Peter: That's a really good question. It's why I wanted the Huntington Theatre Company to do a complete investigation of Sondheim's canon. For me, it's like the way Joe Papp approached Shakespeare with Shakespeare in the Park, he committed both to the major works and those less well known, , because you're getting inside the mind of a genius.

And I think that exploring ALL of the work is really the way to get inside genius. Sondheim is a living writer, who has created several works which are already classics. The litmus test of a sturdy classic is that it can take a number of different interpretations and blossom in very different ways. The recent boom in new Sondheim productions brings that point to bear.

Michael: You believe that Boston is the perfect place for doing of all Sondheim's works.

Peter: I don't think there's another city in the country that's more suited to an exploration of his entire body of work than Boston. Some of the best music schools, musical theater training programs are in this city. This is one of the most intellectually-focused and musically-grounded cities in America. That combination of musicality and intellectualism makes this the perfect city to geek out on a brilliant composer over a long period of time. And that's what I'm really hoping people do, is they just geek out on it and get into it the way I'm getting into it.

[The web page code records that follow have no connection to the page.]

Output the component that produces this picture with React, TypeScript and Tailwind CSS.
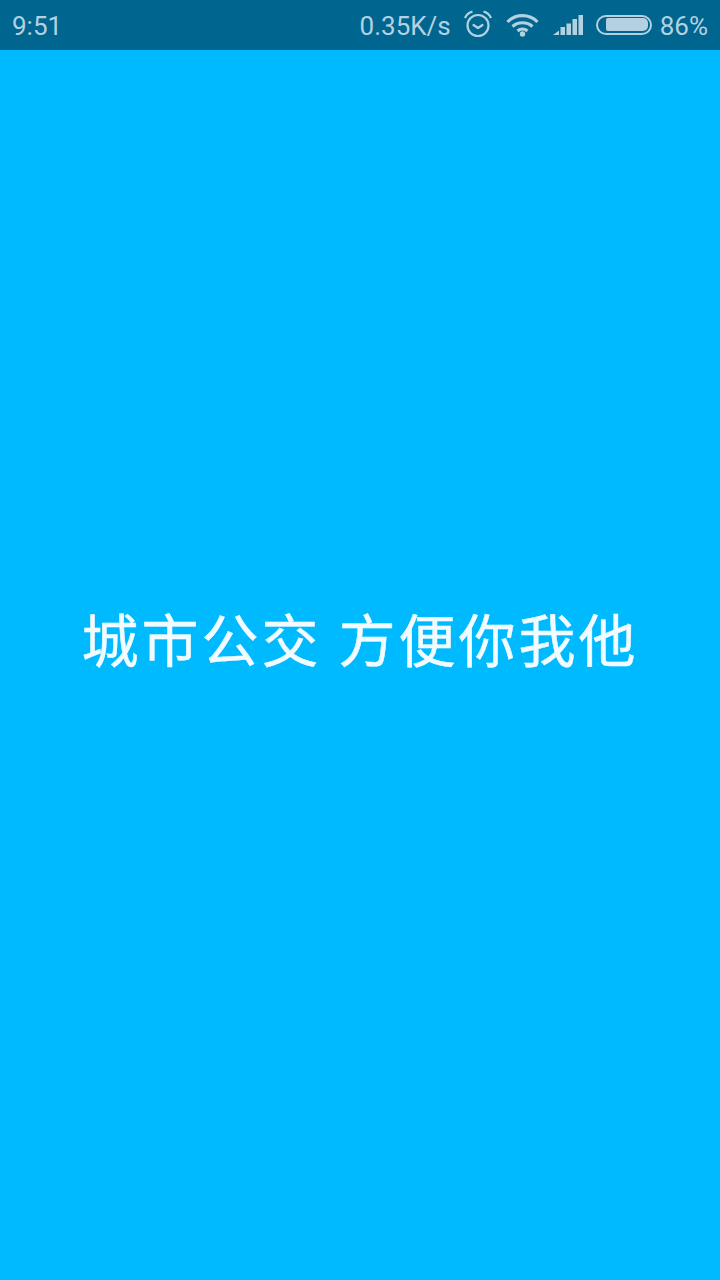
export default function App() {
  const c = "#b3d1e0";
  return (
    <div className="flex h-[1280px] w-[720px] flex-col overflow-hidden bg-[#00baff] font-['Roboto','Noto_Sans_CJK_SC',sans-serif]">
      <div className="flex h-[50px] items-center justify-between bg-[#00668f] pl-3 pr-3 text-[26px] font-normal text-[#b3d1e0]">
        <span className="pt-[2px]">9:51</span>
        <div className="flex items-center">
          <span className="pt-[2px]">0.35K/s</span>
          <svg className="ml-[12px] mb-[2px]" width="30" height="28" viewBox="0 0 30 28" fill="none" stroke={c} strokeWidth="2.200">
            <circle cx="15" cy="15.500" r="10.500" />
            <path d="M10.500 15 L15 18 L19.500 15" strokeLinecap="round" strokeLinejoin="round" />
            <path d="M2 8 C3.500 4.500 6 2.500 9.500 1.500" />
            <path d="M28 8 C26.500 4.500 24 2.500 20.500 1.500" />
          </svg>
          <svg className="ml-[13px]" width="33" height="24" viewBox="0 0 33 24" fill="none" stroke={c} strokeWidth="3.200">
            <path d="M1.500 9 C9.500 0.500 23.500 0.500 31.500 9" />
            <path d="M6.500 13.500 C12 8.500 21 8.500 26.500 13.500" />
            <path d="M11.500 18 C14.500 15.500 18.500 15.500 21.500 18" />
            <circle cx="16.500" cy="21" r="2.700" fill={c} stroke="none" />
          </svg>
          <svg className="ml-[13px]" width="32" height="22" viewBox="0 0 32 22" fill={c}>
            <polygon points="1,21 7,21 7,16.500" />
            <rect x="8.500" y="13" width="4.500" height="8" />
            <rect x="14.500" y="9.500" width="4.500" height="11.500" />
            <rect x="20.500" y="5" width="4.500" height="16" />
            <rect x="26.500" y="1" width="4.500" height="20" />
          </svg>
          <div className="mb-[1px] ml-[12px] flex h-[20px] w-[56px] items-center rounded-[10px] border-2 border-[#b3d1e0] pl-[8px]">
            <div className="h-[13px] w-[42px] rounded-r-[5px] rounded-l-[2px] bg-[#b3d1e0]" />
          </div>
          <span className="ml-[8px] pt-[2px]">86%</span>
        </div>
      </div>
      <div className="flex flex-1 items-center justify-center pb-[46px]">
        <span className="text-[57px] leading-none font-normal tracking-[3px] whitespace-pre text-[#f2fbff] [-webkit-text-stroke:0.5px_#f2fbff]">城市公交 方便你我他</span>
      </div>
    </div>
  );
}
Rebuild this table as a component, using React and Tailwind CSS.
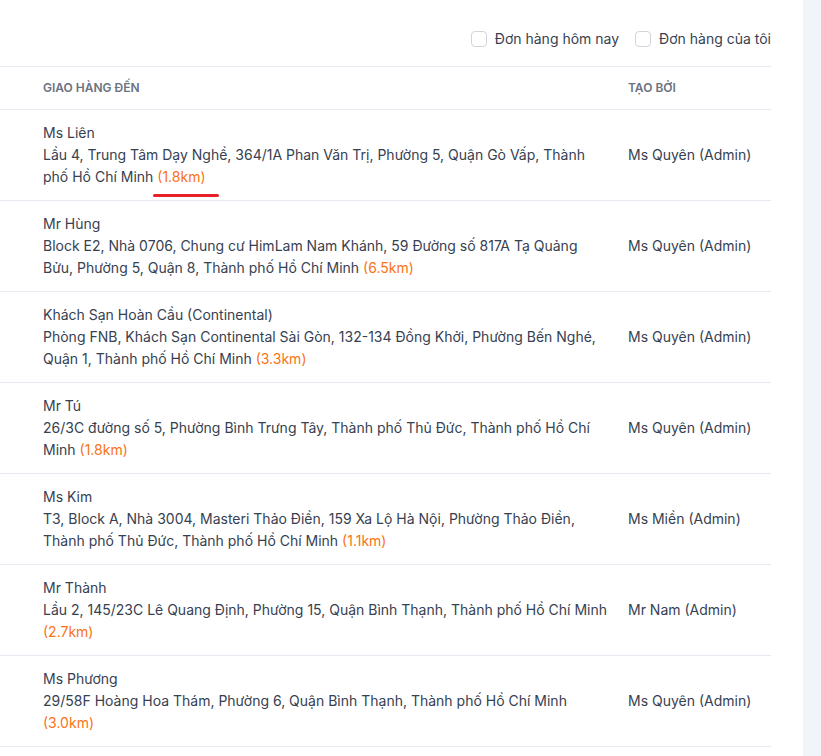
import React from 'react'

const orders = [
  {
    name: 'Ms Liên',
    address: 'Lầu 4, Trung Tâm Dạy Nghề, 364/1A Phan Văn Trị, Phường 5, Quận Gò Vấp, Thành phố Hồ Chí Minh',
    distance: '1.8km',
    creator: 'Ms Quyên (Admin)',
    marked: true,
  },
  {
    name: 'Mr Hùng',
    address: 'Block E2, Nhà 0706, Chung cư HimLam Nam Khánh, 59 Đường số 817A Tạ Quảng Bửu, Phường 5, Quận 8, Thành phố Hồ Chí Minh',
    distance: '6.5km',
    creator: 'Ms Quyên (Admin)',
  },
  {
    name: 'Khách Sạn Hoàn Cầu (Continental)',
    address: 'Phòng FNB, Khách Sạn Continental Sài Gòn, 132-134 Đồng Khởi, Phường Bến Nghé, Quận 1, Thành phố Hồ Chí Minh',
    distance: '3.3km',
    creator: 'Ms Quyên (Admin)',
  },
  {
    name: 'Mr Tú',
    address: '26/3C đường số 5, Phường Bình Trưng Tây, Thành phố Thủ Đức, Thành phố Hồ Chí Minh',
    distance: '1.8km',
    creator: 'Ms Quyên (Admin)',
  },
  {
    name: 'Ms Kim',
    address: 'T3, Block A, Nhà 3004, Masteri Thảo Điền, 159 Xa Lộ Hà Nội, Phường Thảo Điền, Thành phố Thủ Đức, Thành phố Hồ Chí Minh',
    distance: '1.1km',
    creator: 'Ms Miền (Admin)',
  },
  {
    name: 'Mr Thành',
    address: 'Lầu 2, 145/23C Lê Quang Định, Phường 15, Quận Bình Thạnh, Thành phố Hồ Chí Minh',
    distance: '2.7km',
    creator: 'Mr Nam (Admin)',
  },
  {
    name: 'Ms Phương',
    address: '29/58F Hoàng Hoa Thám, Phường 6, Quận Bình Thạnh, Thành phố Hồ Chí Minh',
    distance: '3.0km',
    creator: 'Ms Quyên (Admin)',
  },
]

function Checkbox({ label }) {
  return (
    <label className="flex items-center gap-2 cursor-pointer">
      <span className="w-4 h-4 rounded border border-[#d1d5db] bg-white" />
      <span>{label}</span>
    </label>
  )
}

export default function App() {
  return (
    <div className="flex min-h-screen bg-white text-[14px] text-[#374151]" style={{ fontFamily: 'Inter, "Noto Sans", sans-serif' }}>
      <div className="w-[803px] shrink-0 pr-8">
        {/* Filters */}
        <div className="h-[66px] pt-[11px] flex items-center justify-end gap-4">
          <Checkbox label="Đơn hàng hôm nay" />
          <Checkbox label="Đơn hàng của tôi" />
        </div>

        {/* Table */}
        <div className="border-t border-[#e5e9f0]">
          <div className="grid grid-cols-[628px_1fr] h-[43px] items-center border-b border-[#e5e9f0] text-[12px] font-semibold uppercase text-[#6b7280]">
            <div className="pl-[43px]">Giao hàng đến</div>
            <div>Tạo bởi</div>
          </div>

          {orders.map((o, i) => (
            <div key={i} className="relative grid grid-cols-[628px_1fr] items-center border-b border-[#e5e9f0] leading-[22px]">
              <div className="pl-[43px] pr-5 py-3">
                <p className="text-[#374151]">{o.name}</p>
                <p>
                  {o.address} <span className="text-[#f97316]">({o.distance})</span>
                </p>
              </div>
              <div>{o.creator}</div>
              {o.marked && (
                <span className="absolute left-[153px] top-[84px] w-[66px] h-[3px] rounded-full bg-[#e8202a]" />
              )}
            </div>
          ))}
        </div>
      </div>
      <div className="flex-1 bg-[#f1f4f9]" />
    </div>
  )
}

My big hope is that people celebrate, not just the fact that we're doing a canon by a single artist, but also personalize the experience and have fun with it. I'm certainly not taking a point of view of reverence. One of my great acting teachers said to us, when we're working on Shakespeare, we should work on Shakespeare sitting on the toilet, to demystify it and take it out of a place of distancing the highbrow fear. And while I want people to appreciate that Sondheim is our Shakespeare, the Shakespeare of our time, I don't want them to be afraid to approach his music, because once you start to unlock it and engage with it, it's the greatest flight of fancy that you can have. It's really a blast.